In December 2020 the number of corporate bankruptcies in Germany experienced a noticeable uptick reaching pre-COVID levels. According to the Halle Institute for Economic Research (IWH), which monitors corporate bankruptcies in Germany, similar bankruptcy figures can be expected for January and February of 2021.

Authors Steffen Müller

Bankruptcy statistics trended higher in December of 2020, with 921 partnerships and corporations in Germany reported as bankrupt, according to the IWH Bankruptcy Update. The numbers were almost 30% above the rolling average of the preceding three months and as high as in December 2019.

However, despite rising bankruptcy numbers, comparatively few jobs were affected. Of the companies declared bankrupt in December, the largest 10% (in terms of headcount) employed a total of about 10,000 people.

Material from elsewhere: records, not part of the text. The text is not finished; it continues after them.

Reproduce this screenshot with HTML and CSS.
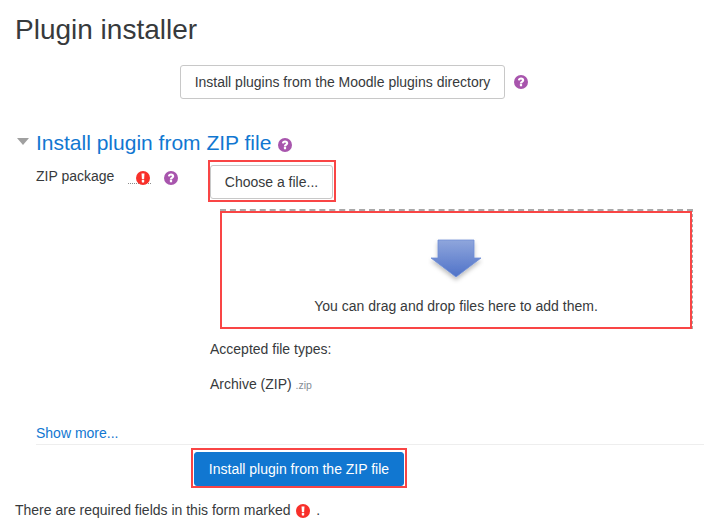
FILE: index.html
```html
<!DOCTYPE html>
<html lang="en">
<head>
<meta charset="utf-8">
<title>Plugin installer</title>
<link rel="stylesheet" href="styles.css">
</head>
<body>
<svg class="defs" width="0" height="0" aria-hidden="true">
  <defs>
    <symbol id="q" viewBox="0 0 14 14">
      <circle cx="7" cy="7" r="7" fill="#a855ad"/>
      <path d="M3.900 5.300C4 3.600 5.400 2.600 7.100 2.600c1.800 0 3.100 1.100 3.100 2.600 0 1.100-.7 1.700-1.400 2.200-.5.3-.7.6-.7 1.100H5.900c0-1.100.4-1.700 1.100-2.200.5-.3.9-.6.9-1.100 0-.5-.4-.8-.9-.8-.6 0-1 .4-1.100 1z" fill="#fff"/>
      <rect x="5.900" y="9.100" width="2.200" height="2.100" rx=".3" fill="#fff"/>
    </symbol>
    <symbol id="req" viewBox="0 0 14 14">
      <circle cx="7" cy="7" r="7" fill="#f8302a"/>
      <path d="M5.500 2.400h3l-.4 5.900H5.900z" fill="#fff"/>
      <rect x="5.800" y="9.100" width="2.400" height="2.400" rx=".4" fill="#fff"/>
    </symbol>
    <linearGradient id="arrowfill" x1="0" y1="0" x2="0" y2="1">
      <stop offset="0" stop-color="#8fa6dc"/>
      <stop offset="1" stop-color="#4f72c8"/>
    </linearGradient>
    <filter id="arrowshadow" x="-20%" y="-20%" width="140%" height="150%">
      <feDropShadow dx="0" dy="3" stdDeviation="2" flood-color="#000" flood-opacity=".25"/>
    </filter>
  </defs>
</svg>

<main class="page">
  <h1 class="title">Plugin installer</h1>

  <div class="directory">
    <button class="btn btn-directory" type="button">Install plugins from the Moodle plugins directory</button>
    <svg class="icon"><use href="#q"/></svg>
  </div>

  <section class="fieldset">
    <h2 class="legend">
      <span class="caret"></span>
      <a class="legend-link" href="#">Install plugin from ZIP file</a>
      <svg class="icon legend-icon"><use href="#q"/></svg>
    </h2>

    <div class="row">
      <div class="label-col">
        <span class="label">ZIP package</span>
        <span class="dots"><svg class="icon"><use href="#req"/></svg></span>
        <svg class="icon help"><use href="#q"/></svg>
      </div>
      <div class="field-col">
        <div class="hl hl-choose"><button class="btn btn-choose" type="button">Choose a file...</button></div>
        <div class="dropzone">
          <div class="hl hl-drop">
            <svg class="arrow" width="56" height="48" viewBox="0 0 56 48">
              <path d="M10 4h36v18h7L28 41 3 22h7z" fill="url(#arrowfill)" stroke="#6f8ed6" stroke-width=".8" filter="url(#arrowshadow)"/>
            </svg>
            <p class="drop-text">You can drag and drop files here to add them.</p>
          </div>
        </div>
        <p class="types-title">Accepted file types:</p>
        <p class="types-item">Archive (ZIP) <small class="ext">.zip</small></p>
      </div>
    </div>

    <a class="more" href="#">Show more...</a>
  </section>

  <div class="actions">
    <div class="hl hl-submit"><button class="btn btn-primary" type="button">Install plugin from the ZIP file</button></div>
  </div>

  <p class="required">There are required fields in this form marked <svg class="icon inline-icon"><use href="#req"/></svg> .</p>
</main>
</body>
</html>
```

FILE: styles.css
```css
* { box-sizing: border-box; }
html, body { margin: 0; padding: 0; background: #fff; }
body {
  font-family: "Liberation Sans", Arial, sans-serif;
  font-size: 14px;
  line-height: 21px;
  color: #373a3c;
  width: 712px;
  height: 524px;
  overflow: hidden;
}
.defs { position: absolute; }
.page { padding: 0 8px 0 15px; }
.title {
  margin: 0;
  padding-top: 13px;
  font-size: 28px;
  line-height: 33px;
  font-weight: 400;
  color: #373a3c;
}
.icon { width: 14px; height: 14px; display: inline-block; flex: none; }

.btn {
  font: inherit;
  color: #373a3c;
  background: #fff;
  border: 1px solid #c8c8c8;
  border-radius: 3px;
  padding: 0;
  height: 34px;
  white-space: nowrap;
}
.btn-directory { width: 325px; }
.directory {
  display: flex;
  align-items: center;
  gap: 9px;
  margin-top: 19px;
  padding-left: 165px;
}
.fieldset { margin-top: 28px; }
.legend {
  display: flex;
  align-items: center;
  margin: 0 0 1px;
  height: 30px;
  font-size: 21px;
  font-weight: 400;
}
.caret {
  width: 0;
  height: 0;
  margin: 1px 7px 2px 2px;
  border-left: 6.500px solid transparent;
  border-right: 6.500px solid transparent;
  border-top: 7px solid #a0a0a0;
}
.legend-link { color: #1177d1; text-decoration: none; }
.legend-icon { margin: 5px 0 0 7px; }

.row { display: flex; padding-left: 21px; }
.label-col {
  width: 172px;
  flex: none;
  display: flex;
  align-items: flex-start;
  padding-top: 8px;
}
.label { width: 92px; flex: none; }
.dots {
  display: flex;
  justify-content: flex-end;
  width: 23px;
  height: 18px;
  padding-top: 5px;
  flex: none;
  border-bottom: 1px dotted #8a8a8a;
}
.dots .icon { margin-right: 1px; }
.help { margin: 5px 0 0 13px; }
.field-col { flex: 1; min-width: 0; }
.hl { border: 2px solid #f94545; }
.hl-choose { width: 128px; height: 42px; margin-top: 2px; padding: 3px 1px 0 0; }
.btn-choose { display: block; width: 123px; }
.dropzone {
  margin: 7px 0 0 12px;
  border-top: 2px dashed #a8a8a8;
  border-right: 1px dashed #a8a8a8;
  width: 473px;
}
.hl-drop { height: 118px; text-align: center; }
.arrow { display: block; margin: 23px auto 0; }
.drop-text { margin: 12px 0 0; }
.types-title { margin: 10px 0 0 2px; }
.types-item { margin: 14px 0 0 2px; }
.ext { font-size: 10.500px; color: #868e96; }
.more {
  display: block;
  margin: 27px 0 0 21px;
  color: #1177d1;
  text-decoration: none;
  border-bottom: 1px solid #eeeeee;
}
.actions { padding-left: 176px; margin-top: 3px; }
.hl-submit { width: 216px; height: 40px; padding: 2px 1px 0 1px; }
.btn-primary {
  display: block;
  width: 210px;
  color: #fff;
  background: #1177d1;
  border-color: #1177d1;
}
.required { margin: 12px 0 0; }
.inline-icon { vertical-align: -3px; margin: 0 2px 0 2px; }
```
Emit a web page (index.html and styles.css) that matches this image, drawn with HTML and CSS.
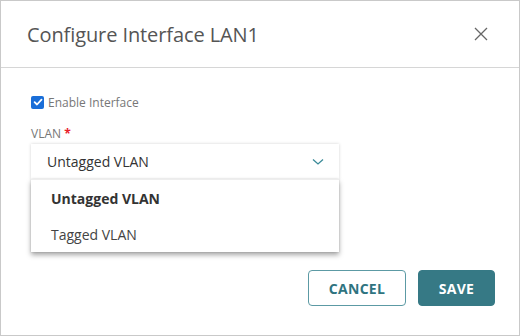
FILE: index.html
```html
<!DOCTYPE html>
<html>
<head>
<meta charset="utf-8">
<link rel="stylesheet" href="styles.css">
</head>
<body>
<div class="dialog">
  <div class="header">
    <h1 class="title">Configure Interface LAN1</h1>
    <svg class="close" width="14" height="14" viewBox="0 0 14 14"><path d="M1 1L13 13M13 1L1 13" stroke="#666" stroke-width="1.3" fill="none"/></svg>
  </div>
  <div class="body">
    <label class="check">
      <span class="box"><svg width="12" height="12" viewBox="0 0 12 12"><path d="M2.6 6.2L5 8.5L9.5 3.6" stroke="#fff" stroke-width="1.8" fill="none" stroke-linecap="round" stroke-linejoin="round"/></svg></span>
      <span class="check-label">Enable Interface</span>
    </label>
    <div class="field-label">VLAN <span class="req">*</span></div>
    <div class="select-wrap">
      <div class="select">
        <span>Untagged VLAN</span>
        <svg class="chev" width="12" height="8" viewBox="0 0 12 8"><path d="M1 1.5L6 6L11 1.5" stroke="#3a8a98" stroke-width="1.3" fill="none"/></svg>
      </div>
      <div class="menu">
        <div class="opt sel">Untagged VLAN</div>
        <div class="opt">Tagged VLAN</div>
      </div>
    </div>
  </div>
  <div class="footer">
    <button class="btn outline">CANCEL</button>
    <button class="btn primary">SAVE</button>
  </div>
</div>
</body>
</html>
```
FILE: styles.css
```css
html, body { margin: 0; padding: 0; background: #fff; }
body { font-family: "Open Sans", "Noto Sans", sans-serif; }
.dialog {
  width: 520px; height: 336px; box-sizing: border-box;
  border: 1px solid #c9c9c9;
  display: flex; flex-direction: column;
  background: #fff;
}
.header {
  height: 67px; box-sizing: border-box;
  border-bottom: 1px solid #d6d6d6;
  display: flex; align-items: center; justify-content: space-between;
  padding: 0 31px 0 26px;
}
.title { margin: 0; font-weight: 400; font-size: 20px; color: #555; letter-spacing: -0.1px; }
.close { display: block; }
.body { padding: 27px 0 0 30px; flex: 1; }
.check { display: flex; align-items: center; gap: 4px; height: 14px; }
.box {
  width: 13px; height: 13px; border-radius: 2px; background: #1a6ed8;
  display: flex; align-items: center; justify-content: center;
}
.check-label { font-size: 12px; color: #777; }
.field-label { margin-top: 17px; font-size: 12px; color: #777; line-height: 16px; }
.req { color: #e8202a; font-weight: 700; }
.select-wrap { position: relative; margin-top: 2px; width: 308px; }
.select {
  height: 35px; box-sizing: border-box;
  display: flex; align-items: center; justify-content: space-between;
  padding: 0 15px 0 16px;
  font-size: 14px; color: #333;
  background: #fff;
  box-shadow: 0 0 3px rgba(0,0,0,0.18);
}
.chev { display: block; }
.menu {
  position: absolute; left: 0; right: 0; top: 35px;
  background: #fff;
  border-top: 1px solid #eee;
  box-shadow: 0 3px 5px rgba(0,0,0,0.35), 0 0 2px rgba(0,0,0,0.15);
  padding: 0;
}
.opt { height: 36px; display: flex; align-items: center; padding-left: 20px; font-size: 14px; color: #444; }
.opt.sel { font-weight: 700; color: #333; }
.footer { display: flex; justify-content: flex-end; gap: 12px; padding: 0 24px 29px 0; }
.btn {
  height: 36px; box-sizing: border-box; border-radius: 4px;
  font-family: "Open Sans", sans-serif; font-weight: 700; font-size: 14px;
  letter-spacing: 0.3px;
}
.outline { width: 98px; border: 1px solid #5c9aa4; background: #fff; color: #2f7480; }
.primary { width: 77px; border: 1px solid #367985; background: #367985; color: #fff; }
```
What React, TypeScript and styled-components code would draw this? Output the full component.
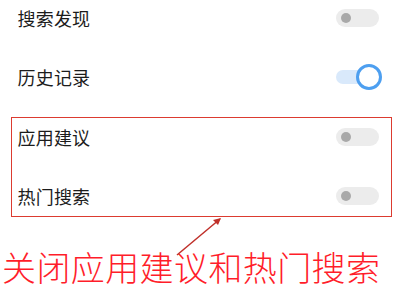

As part of government measures to combat the pandemic, the requirement to file for bankruptcy was suspended in Germany during much of 2020, and many observers feared a massive bankruptcies wave after returning to regular filing obligations. In October 2020, the filing obligation was reinstated for insolvency, but will remain in effect for overindebtedness until the end of January 2021. As only a small percentage of bankruptcies are exclusively attributable to overindebtedness, rather than insolvency, the filing requirement has applied to the vast majority of cases since October 2020. As usually two months elapse between a company’s initial filing for bankruptcy and the announcement of proceedings by the courts – the latter being the base of bankruptcy statistics – the December uptick is a reflection of the reinstated filing obligation in October.

The December figures reinforce IWH forecasts of recent months, Steffen Müller, head of the IWH Department of Structural Change and Productivity and the director of its Bankruptcy Research Unit, says. “The reinstatement of the filing obligation has only led to a moderate increase in bankruptcy statistics,” Müller notes. “The much-feared insolvency wave has failed to materialise.”

Müller expects bankruptcy statistics to trend sideways in the first two months of 2021. “Bankruptcy numbers will remain near the long-term average in January and February,” he says. “A wave of bankruptcies will not occur between now and February.”

The IWH Bankruptcy Update is a flash indicator, delivering fast, reliable information on insolvencies in Germany two months ahead of the comprehensive official statistics. It is based on public bankruptcy announcements of German courts combined with balance sheet information of the concerned companies. Because substantial delays can occur between a bankruptcy filing and public disclosure, some of the current numbers reflect bankruptcies that happened several weeks or months ago. The IWH Bankruptcy Research Unit is among Germany’s leading investigators of the causes and consequences of corporate bankruptcy.